> What this task involves:
Collect each line containing "React".

> Dataset excerpt:

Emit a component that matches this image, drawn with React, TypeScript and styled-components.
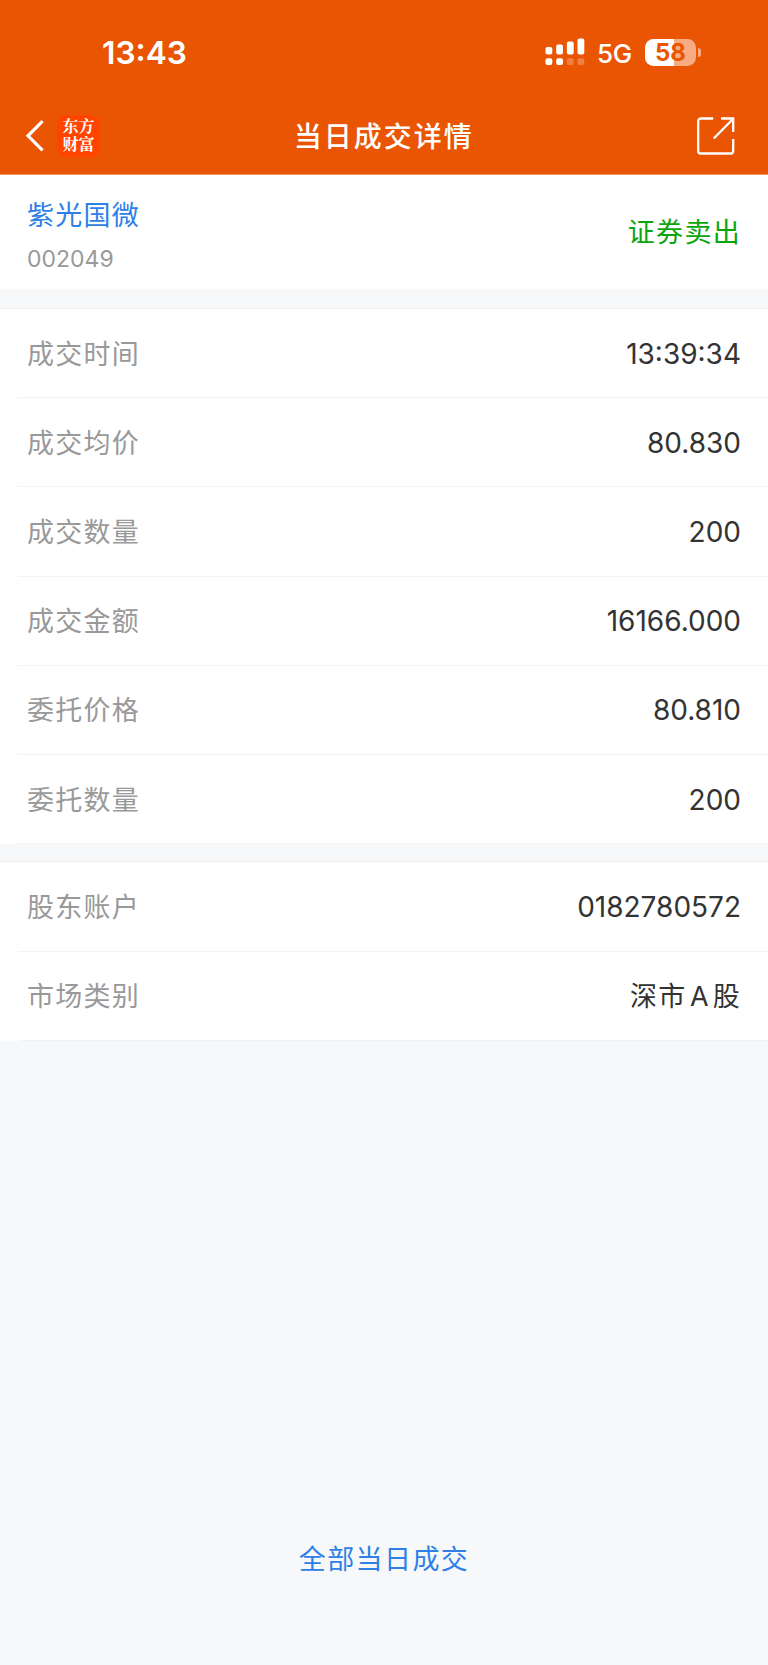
import React from "react";
import styled, { createGlobalStyle } from "styled-components";

const GlobalStyle = createGlobalStyle`
  * { box-sizing: border-box; }
  body {
    margin: 0;
    background: #f7f8fa;
    font-family: Inter, "Noto Sans CJK SC", sans-serif;
  }
`;

const Screen = styled.div`
  width: 768px;
  height: 1665px;
  display: flex;
  flex-direction: column;
  background: #f7f8fa;
  overflow: hidden;
`;

const Header = styled.header`
  height: 175px;
  flex: none;
  background: #ea5503;
  border-bottom: 1px solid #f29361;
  color: #fff;
`;

const StatusBar = styled.div`
  height: 104px;
  padding: 0 67px 0 102px;
  display: flex;
  justify-content: space-between;
  align-items: center;
`;

const Clock = styled.span`
  padding-top: 2px;
  font-size: 31.7px;
  font-weight: 600;
  line-height: 40px;
`;

const StatusIcons = styled.div`
  display: flex;
  align-items: center;
`;

const Network = styled.span`
  margin: 3px 0 0 12px;
  width: 48px;
  font-size: 26px;
  font-weight: 500;
  line-height: 30px;
  letter-spacing: -0.4px;
`;

const Battery = styled.div`
  display: flex;
  align-items: center;
  gap: 2px;
`;

const BatteryBody = styled.div`
  width: 51px;
  height: 27px;
  border-radius: 8.5px;
  display: flex;
  justify-content: center;
  align-items: center;
  background: linear-gradient(90deg, #fff 57%, #f6ab83 57%);
  color: #ea5503;
  font-size: 24px;
  font-weight: 700;
  line-height: 27px;
`;

const BatteryCap = styled.div`
  width: 3px;
  height: 9px;
  border-radius: 0 4px 4px 0;
  background: #f6ab83;
`;

const NavBar = styled.nav`
  height: 64px;
  padding: 0 33.5px 0 25px;
  display: grid;
  grid-template-columns: 1fr auto 1fr;
  align-items: center;
`;

const NavStart = styled.div`
  display: flex;
  align-items: center;
  gap: 11px;
  padding-bottom: 1px;
`;

const BrandMark = styled.div`
  width: 43px;
  height: 42px;
  border-radius: 9px;
  background: #ff4400;
  display: flex;
  flex-direction: column;
  align-items: center;
  justify-content: center;
  padding-bottom: 2px;
  font-family: "Noto Serif CJK SC", "Noto Sans CJK SC", serif;
  font-size: 16px;
  font-weight: 700;
  line-height: 17.5px;
`;

const Title = styled.h1`
  margin: 0;
  padding-top: 1px;
  font-size: 28px;
  font-weight: 500;
  line-height: 40px;
  letter-spacing: 2px;
  text-indent: 8px;
`;

const NavEnd = styled.div`
  display: flex;
  justify-content: flex-end;
`;

const Summary = styled.section`
  height: 116px;
  flex: none;
  padding: 0 27px;
  display: flex;
  justify-content: space-between;
  align-items: center;
  background: #fff;
  border-bottom: 1px solid #f1f2f4;
`;

const Stock = styled.div`
  padding-top: 4px;
`;

const StockName = styled.div`
  color: #2e80e8;
  font-size: 27px;
  line-height: 40px;
  letter-spacing: 1.25px;
`;

const StockCode = styled.div`
  margin-top: 8px;
  color: #999;
  font-size: 23px;
  line-height: 30px;
`;

const Side = styled.div`
  color: #0aa50a;
  font-size: 27px;
  line-height: 40px;
  letter-spacing: 1.3px;
`;

const Group = styled.section`
  flex: none;
  margin-top: 17px;
  border-top: 1px solid #eeeff1;
  background: #fff;
`;

const Row = styled.div`
  height: 89.22px;
  margin-left: 18px;
  padding: 0 27px 0 9px;
  display: flex;
  justify-content: space-between;
  align-items: center;
  border-bottom: 1px solid #f2f3f4;
`;

const Label = styled.span`
  padding-top: 3px;
  color: #999;
  font-size: 27px;
  line-height: 40px;
  letter-spacing: 1.25px;
`;

const Value = styled.span<{ $cjk?: boolean }>`
  padding-top: ${(p) => (p.$cjk ? 3 : 1)}px;
  color: #333;
  font-size: ${(p) => (p.$cjk ? 27 : 28)}px;
  line-height: 40px;
  letter-spacing: ${(p) => (p.$cjk ? "1.2px" : "0")};
`;

const Latin = styled.span`
  margin: 0 3px 0 3.5px;
`;

const Footer = styled.footer`
  flex: 1;
  padding-bottom: 85px;
  display: flex;
  justify-content: center;
  align-items: flex-end;
`;

const FooterLink = styled.a`
  color: #2e80e8;
  font-size: 27px;
  line-height: 40px;
  letter-spacing: 1.4px;
`;

const SignalIcon = () => (
  <svg width="40" height="28" viewBox="0 0 40 28" fill="#fff">
    <rect x="0.5" y="9" width="6.8" height="7.5" rx="2" />
    <rect x="11.2" y="6.5" width="6.8" height="10" rx="2" />
    <rect x="21.9" y="3.5" width="6.8" height="13" rx="2" />
    <rect x="32.5" y="0.5" width="6.8" height="16" rx="2" />
    <rect x="0.5" y="20.3" width="6.8" height="6.8" rx="2" />
    <rect x="11.2" y="20.3" width="6.8" height="6.8" rx="2" />
    <rect x="21.9" y="20.3" width="6.8" height="6.8" rx="2" opacity="0.25" />
    <rect x="32.5" y="20.3" width="6.8" height="6.8" rx="2" opacity="0.25" />
  </svg>
);

const BackIcon = () => (
  <svg width="21" height="32" viewBox="0 0 21 32" fill="none" stroke="#fff" strokeWidth="3.2">
    <path d="M17.6 1.2 3 15.8 17.6 30.4" />
  </svg>
);

const ShareIcon = () => (
  <svg width="40" height="40" viewBox="0 0 40 40" fill="none" stroke="#fff" strokeWidth="2.3">
    <path d="M18.2 2.5H5.7a2.5 2.5 0 0 0-2.5 2.5v30a2.5 2.5 0 0 0 2.5 2.5h30a2.5 2.5 0 0 0 2.5-2.5V23" />
    <path d="M26 2.5H38.2V16" />
    <path d="M18.7 22.5 38 3" />
  </svg>
);

type Item = { label: string; value: React.ReactNode; cjk?: boolean };

const tradeItems: Item[] = [
  { label: "成交时间", value: "13:39:34" },
  { label: "成交均价", value: "80.830" },
  { label: "成交数量", value: "200" },
  { label: "成交金额", value: "16166.000" },
  { label: "委托价格", value: "80.810" },
  { label: "委托数量", value: "200" },
];

const accountItems: Item[] = [
  { label: "股东账户", value: "0182780572" },
  { label: "市场类别", value: <>深市<Latin>A</Latin>股</>, cjk: true },
];

const DetailGroup = ({ items }: { items: Item[] }) => (
  <Group>
    {items.map((item) => (
      <Row key={item.label}>
        <Label>{item.label}</Label>
        <Value $cjk={item.cjk}>{item.value}</Value>
      </Row>
    ))}
  </Group>
);

export default function App() {
  return (
    <Screen>
      <GlobalStyle />
      <Header>
        <StatusBar>
          <Clock>13:43</Clock>
          <StatusIcons>
            <SignalIcon />
            <Network>5G</Network>
            <Battery>
              <BatteryBody>58</BatteryBody>
              <BatteryCap />
            </Battery>
          </StatusIcons>
        </StatusBar>
        <NavBar>
          <NavStart>
            <BackIcon />
            <BrandMark>
              <span>东方</span>
              <span>财富</span>
            </BrandMark>
          </NavStart>
          <Title>当日成交详情</Title>
          <NavEnd>
            <ShareIcon />
          </NavEnd>
        </NavBar>
      </Header>
      <Summary>
        <Stock>
          <StockName>紫光国微</StockName>
          <StockCode>002049</StockCode>
        </Stock>
        <Side>证券卖出</Side>
      </Summary>
      <DetailGroup items={tradeItems} />
      <DetailGroup items={accountItems} />
      <Footer>
        <FooterLink>全部当日成交</FooterLink>
      </Footer>
    </Screen>
  );
}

> Output for this task:
Emit a component that matches this image, drawn with React, TypeScript and styled-components.
import React from "react";
type Item = { label: string; value: React.ReactNode; cjk?: boolean };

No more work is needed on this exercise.